I have found working in childcare both challenging and rewarding, and my role has helped me gain valuable experience and knowledge of working with younger children, though I have come across some of the challenges that male carers face. For example, on one occasion a parent asked whether I changed children’s nappies on a regular basis. The parent was told I was a fully qualified member of staff with relevant CRB checks to prove that I was deemed fit to work in such an environment, however my gender made the parent feel uncomfortable.
The popular media can often be guilty of portraying male care workers in a negative light. This sometimes sensationalised coverage only serves to fuel and provoke anxiety amongst parents of young children. At Eureka! we strive to overcome the stigma attached to males working in childcare settings in order to provide a holistic, caring and nurturing environment for children and their families. With more males taking a lead role in parenting, we believe that it’s even more important to have male role models in the early years setting to reflect the changing nature of families.

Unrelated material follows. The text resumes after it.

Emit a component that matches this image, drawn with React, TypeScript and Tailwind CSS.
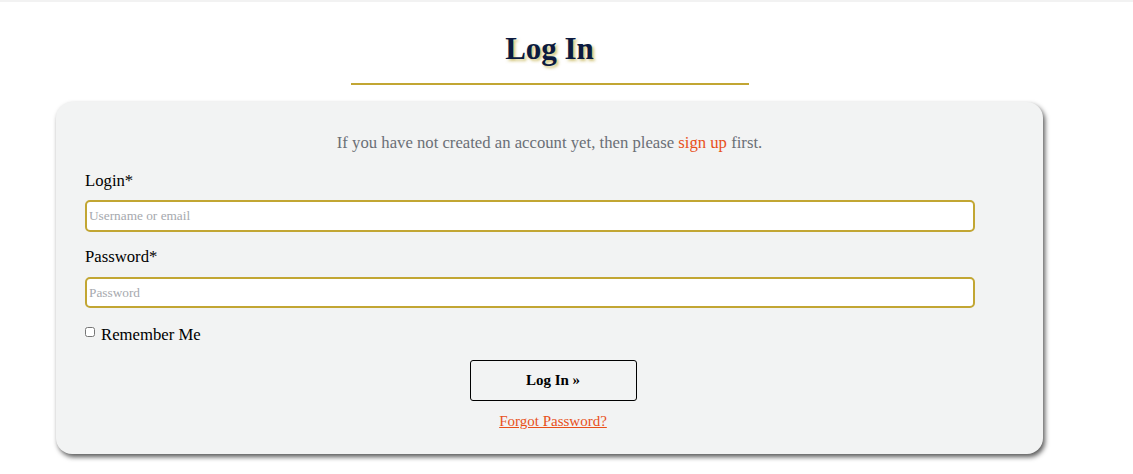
export default function App() {
  return (
    <main className="min-h-screen bg-white font-['Liberation_Serif',serif] text-black">
      <div className="h-[2px] bg-[#f2f2f2]" />
      <div className="w-[1099px]">
        <div className="flex flex-col items-center pt-[30px]">
          <h1 className="text-[31px] font-bold leading-[34px] text-[#0b1a40] [text-shadow:2px_2px_3px_rgba(190,170,60,0.7)]">
            Log In
          </h1>
          <div className="mt-[17px] h-[2px] w-[398px] bg-[#c2a633]" />
        </div>
        <div className="ml-[56px] mt-[17px] w-[987px] rounded-[16px] bg-[#f2f3f3] pb-[24px] pl-[29px] pr-[22px] pt-[30px] shadow-[2px_3px_5px_rgba(0,0,0,0.65)]">
          <p className="pr-[7px] text-center text-[16.7px] leading-[22px] text-[#6b6f76]">
            If you have not created an account yet, then please{" "}
            <a className="text-[#e8501a]">sign up</a> first.
          </p>
          <label className="mt-[17px] block text-[16.7px] leading-[20px]">Login*</label>
          <input
            className="mt-[9px] block h-[32px] w-[890px] rounded-[5px] border-2 border-[#c2a633] bg-white px-[2px] text-[13.3px] outline-none placeholder:text-[#a6a9ae]"
            placeholder="Username or email"
          />
          <label className="mt-[15px] block text-[16.7px] leading-[20px]">Password*</label>
          <input
            type="password"
            className="mt-[10px] block h-[31px] w-[890px] rounded-[5px] border-2 border-[#c2a633] bg-white px-[2px] text-[13.3px] outline-none placeholder:text-[#a6a9ae]"
            placeholder="Password"
          />
          <label className="mt-[17px] flex items-start text-[16.7px] leading-[20px]">
            <input type="checkbox" className="mr-[6px] mt-[2px] h-[10px] w-[10px]" />
            Remember Me
          </label>
          <div className="mt-[15px] flex flex-col items-center">
            <button className="h-[41px] w-[167px] rounded-[3px] border border-black text-[15px] font-bold">
              Log In »
            </button>
            <a className="mt-[11px] text-[15px] leading-[18px] text-[#e8501a] underline">
              Forgot Password?
            </a>
          </div>
        </div>
      </div>
    </main>
  );
}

This is reinforced by research undertaken by London Early Years Foundation (LEYF) in 2012, who found that “It has been readily acknowledged by early years practitioners and development theorists alike that it is important for a child’s development to have both strong male and female role models, especially for children from single parent families”.
It is argued that children need role models of both genders and, when it comes to childcare settings, children definitely benefit from seeing both men and woman in caring roles. This challenges the stereotype that caring is ‘woman’s work’, and as society changes it becomes increasingly important to experience positive male role models at all stages of education. Sharing common ground with male parents and carers also enables us to build positive relationships with families as a whole.
“It has been refreshing to see male practitioners playing an active part in both my sons’ care. I believe that this stands them in good stead for the future giving them a broader understanding of society that both male and females are caring and compassionate, and that childcare is not just woman’s work”.
– Andrew Brown, parent of twin boys at Eureka! Nursery
As recognised by the LEYF research and the current government’s target of increasing the current percentage of males working in childcare, we see clearly that increasing the number of men working in child care has ramifications beyond the work itself: It has significance for gender equality in society, for gender divisions and for the needs of children.
Playing a part in a child’s life – however big or small – has to be one of the most rewarding jobs that there is. Knowing that I make a difference to the lives of children and families is what inspires me to continue. I strive to give the children in my care a passion for learning that will last throughout their lives, a willingness to take care of themselves and others, and the ability to treasure each moment – all providing in a caring environment, with a sense of humour and fun, and showing them from an early age that there is room for positive, nurturing, caring men in their childcare setting.